_Data section:_
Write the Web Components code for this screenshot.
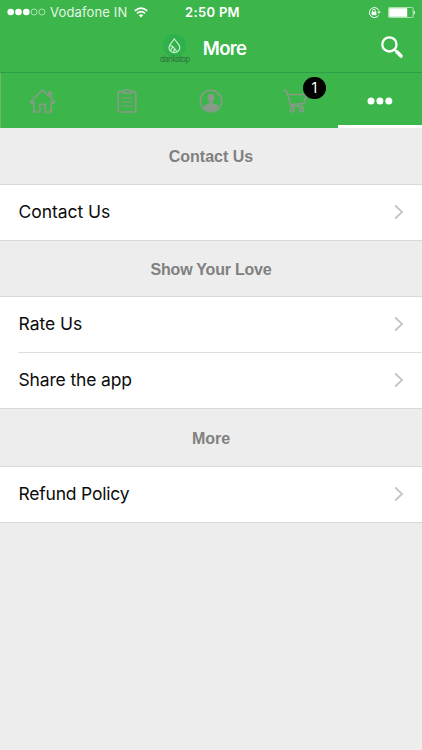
<!DOCTYPE html>
<html lang="en">
<head>
<meta charset="utf-8">
<title>More</title>
<style>
html,body{margin:0;height:100%;background:#ededed;overflow:hidden}
body{font-family:Inter,"Liberation Sans",sans-serif;-webkit-font-smoothing:antialiased}
</style>
</head>
<body>
<more-screen></more-screen>
<script>
const define = (name, html) => customElements.define(name, class extends HTMLElement {
  constructor(){ super(); this.attachShadow({mode:'open'}).innerHTML = html; }
});

define('status-bar', `
<style>
:host{display:grid;grid-template-columns:1fr auto 1fr;align-items:center;height:24px;color:#fff;font-size:13px;line-height:24px}
.l{display:flex;align-items:center;padding-left:7px;color:#e4f6e6}
.l span{margin-left:4px;letter-spacing:.14px}
.wifi{margin-left:7px}
.t{font-weight:600;font-size:13px;letter-spacing:.32px;padding-left:3px}
.r{display:flex;justify-content:flex-end;align-items:center;padding-right:7px;gap:7px}
svg{display:block}
</style>
<div class="l">
<svg width="39" height="8" viewBox="0 0 39 8"><g fill="#fff"><circle cx="3.7" cy="4" r="3.3"/><circle cx="11.5" cy="4" r="3.3"/><circle cx="19.3" cy="4" r="3.3"/></g><g fill="none" stroke="#c9edcc" stroke-width=".8"><circle cx="27.1" cy="4" r="3"/><circle cx="34.9" cy="4" r="3"/></g></svg>
<span>Vodafone IN</span>
<svg class="wifi" width="14" height="11" viewBox="0 0 14 11"><g fill="none" stroke="#fff" stroke-width="1.7"><path d="M.8 3.9Q7-1.6 13.2 3.9"/><path d="M3 6.4Q7 3 11 6.4"/></g><path d="M4.8 8.2Q7 6.4 9.2 8.2L7 10.6Z" fill="#fff"/></svg>
</div>
<div class="t">2:50 PM</div>
<div class="r">
<svg width="13" height="13" viewBox="0 0 13 13" fill="none" stroke="#fff"><path d="M10.6 9.3A5 5 0 1 1 11 4.6" stroke-width="1"/><path d="M9.2 5.4h3.6L11 7.8Z" fill="#fff" stroke="none"/><rect x="3.600" y="5.800" width="4.800" height="3.400" fill="#fff" stroke="none"/><path d="M4.600 6V4.700a1.400 1.400 0 0 1 2.800 0V6" stroke-width=".9"/></svg>
<svg width="27" height="11" viewBox="0 0 27 11"><rect x=".4" y=".4" width="24.7" height="10.2" rx="1.3" fill="none" stroke="#d5f1d7" stroke-width=".8"/><rect x="1.2" y="1.2" width="18" height="8.6" fill="#fff"/><path d="M25.8 3.5q1.2.3 1.2 2t-1.2 2Z" fill="#fff"/></svg>
</div>`);

define('brand-logo', `
<style>
:host{display:flex;flex-direction:column;align-items:center;width:30px}
svg{display:block}
span{font:8px/8px Inter,sans-serif;letter-spacing:-.7px;color:#2c7439;margin-top:-3px;white-space:nowrap;transform:scaleY(1.12)}
</style>
<svg width="25" height="25" viewBox="0 0 25 25"><circle cx="12.5" cy="12.5" r="11.5" fill="#2eb04b"/><g fill="none" stroke="#c8efcf" stroke-width="1.2" stroke-linejoin="round"><path d="M12.3 5.8C10.6 9 7 11.4 7 14.6a5.4 5 0 0 0 10.8 0C17.8 11.4 14 9 12.3 5.8Z"/><path d="M8.2 12.4l2.2.8 4.4 5.2M10.7 13.3l-1.8 4.1M12.7 15.8l-1.2 3.4"/></g></svg>
<span>dankstop</span>`);

define('title-bar', `
<style>
:host{display:grid;grid-template-columns:1fr auto 1fr;align-items:center;height:48px}
.c{grid-column:2;display:flex;align-items:center;gap:13px;padding-right:16px}
h1{margin:0;font-size:18.5px;font-weight:600;letter-spacing:-.7px;color:#fff;line-height:24px}
.s{justify-self:end}
.s svg{display:block;padding-right:18px;margin-top:-2px}
</style>
<div></div><div class="c"><brand-logo></brand-logo><h1>More</h1></div>
<div class="s"><svg width="24" height="24" viewBox="0 0 24 24" fill="none" stroke="#fff"><circle cx="9.4" cy="9.4" r="7.1" stroke-width="2.3"/><path d="M14.800 14.800l2 2" stroke-width="2.200"/><path d="M17 17l4 4" stroke-width="3.600" stroke-linecap="round"/></svg></div>`);

define('tab-item', `
<style>
:host{display:flex;flex:1;align-items:center;justify-content:center;position:relative;box-sizing:border-box;height:55px;border-bottom:3px solid transparent;padding-top:3px}
:host([active]){border-bottom-color:#fff}
</style><slot></slot>`);

define('count-badge', `
<style>
:host{position:absolute;left:50px;top:4px;width:22.4px;height:22.4px;border-radius:50%;background:#000;color:#fff;font-size:14px;line-height:22px;text-align:center}
</style><slot></slot>`);

define('tab-strip', `
<style>
:host{display:flex;height:56px;box-sizing:border-box;border-top:1px solid #2f9e4b;background:linear-gradient(#63bb6e,#63bb6e) 0 0/1px 100% no-repeat #3cb54b}
svg{display:block;fill:none;stroke:#889b88;stroke-width:1.6}
</style>
<tab-item><svg width="28" height="28" viewBox="-.5 0 28 28" stroke-linejoin="round"><path d="M14 3L1.8 14.8l1.5 1.3 1.9-1.6V25h6.2v-7.8h5.2V25h6.2V14.5l1.9 1.6 1.5-1.3L22.8 11.5V5.4h-2.4v3.8Z"/></svg></tab-item>
<tab-item><svg width="20" height="26" viewBox="0 0 20 26"><path d="M5.4 3.6H2.6Q1.2 3.6 1.2 5v17.6Q1.2 24 2.6 24h14.8q1.4 0 1.4-1.4V5q0-1.4-1.4-1.4h-2.8"/><path d="M5.5 5.2V3h2q.4-1.5 2.5-1.5T12.500 3h2v2.200Z"/><path d="M4.500 10h11M4.500 14h11M4.500 18h11" stroke-width="1.200"/></svg></tab-item>
<tab-item><svg width="24" height="24" viewBox="0 0 24 24"><circle cx="12" cy="12" r="10.700"/><path d="M12 4.800c-2.400 0-3.700 1.700-3.500 4 .1 2 .9 3 1.700 3.900v1.500c-1.800 1.200-4.500 1-6 3.200Q7.500 21.800 12 21.800t7.800-4.400c-1.500-2.200-4.200-2-6-3.200v-1.500c.8-.9 1.600-1.900 1.700-3.900.2-2.300-1.100-4-3.500-4Z" fill="#889b88" stroke="none"/></svg></tab-item>
<tab-item><svg width="26" height="26" viewBox="0 0 26 26" stroke-width="1.500"><path d="M.8 2.500h2.700q1 0 1.300 1l4 14.700h12.700M6 6.500h18.500l-2.600 9-13.800 1"/><circle cx="10.200" cy="22" r="1.900"/><circle cx="19.700" cy="22" r="1.900"/></svg><count-badge>1</count-badge></tab-item>
<tab-item active><svg width="26" height="8" viewBox="0 0 26 8"><g fill="#fff" stroke="none"><circle cx="4" cy="4" r="3.500"/><circle cx="12.900" cy="4" r="3.500"/><circle cx="21.800" cy="4" r="3.500"/></g></svg></tab-item>`);

define('section-heading', `
<style>
:host{display:flex;align-items:center;justify-content:center;height:56px;box-sizing:border-box;border-bottom:1px solid #d9d9dc;padding-top:2px;background:#ededed;color:#808080;font-family:"Liberation Sans",Arial,sans-serif;font-weight:700;font-size:16px;letter-spacing:var(--track,0)}
:host([first]){height:57px;padding-top:2px}
:host([tall]){height:58px;padding-top:2px}
</style><slot></slot>`);

define('list-row', `
<style>
:host{display:flex;align-items:center;justify-content:space-between;box-sizing:border-box;height:56px;padding:0 18px 1px;background:#fff;border-bottom:1px solid #d9d9dc;color:#0c0c0c;font-size:17.500px;letter-spacing:var(--track,-.2px)}
:host([inset]){border-bottom:0;padding-bottom:2px;background:linear-gradient(#dedee1,#dedee1) 18px 100%/100% 1px no-repeat #fff}
svg{display:block}
span{padding:0 0 1px .5px}
</style><span><slot></slot></span>
<svg width="10" height="16" viewBox="0 0 10 16"><path d="M1.200 1.500L8 8l-6.800 6.500" fill="none" stroke="#c6c6ca" stroke-width="1.900"/></svg>`);

define('more-screen', `
<style>
:host{display:block;min-height:100vh;background:#ededed}
header{background:#3cb54b}
</style>
<header><status-bar></status-bar><title-bar></title-bar><tab-strip></tab-strip></header>
<section-heading first>Contact Us</section-heading>
<list-row style="--track:-.05px">Contact Us</list-row>
<section-heading style="--track:-.22px">Show Your Love</section-heading>
<list-row inset style="--track:-.05px">Rate Us</list-row>
<list-row style="--track:-.15px">Share the app</list-row>
<section-heading tall>More</section-heading>
<list-row>Refund Policy</list-row>`);
</script>
</body>
</html>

_Exercise goal:_ Read through the lines above and collect those that contain the string "this".

_Task response:_
Write the Web Components code for this screenshot.
  constructor(){ super(); this.attachShadow({mode:'open'}).innerHTML = html; }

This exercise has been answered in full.